What to listen for in the next session

Find out which conversation actually happened. Did your client hold the feedback and table the threat, or did one swallow the other? If your client reports the meeting “got back on track” but the project issue never got named again, the threat won quietly.

Listen for where your client located the cause. “I think I rattled them” is workable. “They’re impossible, they always do this” is your client narrating from inside the fight response, and it tells you the bid for control landed.

Watch, too, for your client’s relief that the employee “calmed down.” Calm is not the goal. A meeting where the feedback survived and the threat got its own appointment is the one that did its job, even if nobody felt good walking out.

When stabilizing is the wrong frame

Sometimes the threat is not a panic move. The employee means it, and has meant it for a while, and the disagreement was the occasion rather than the cause.
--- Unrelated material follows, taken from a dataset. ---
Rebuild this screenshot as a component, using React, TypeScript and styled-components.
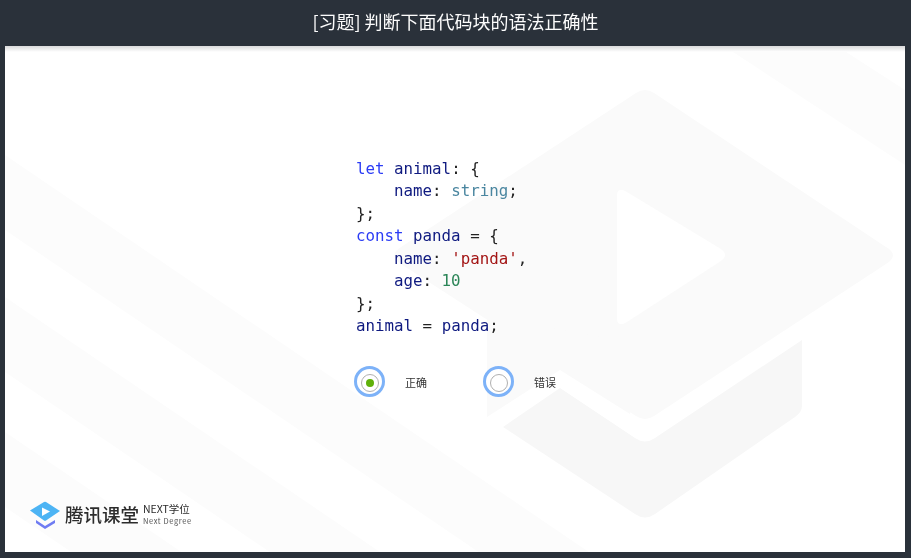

The tell is whether the statement softens when your client stops pushing and gets curious. A cornered employee climbs down. A person who has already decided keeps pointing, evenly, at the same exit. Coach your client to hear the second one as information about a decision that is mostly already made.

And some of these belong above your client’s pay grade or yours. When the threat sits on top of a genuine pattern of mistreatment, a hostile manager, a role the person was set up to fail, the work is not conversational technique in one meeting. The structure has to change before any line your client delivers will mean anything. Most of the time it has not come to that. Most of the time your client is across the table from someone who felt small for a moment and reached for the one lever that made them feel big again, and the steadiest thing your client can do is decline to yank it back.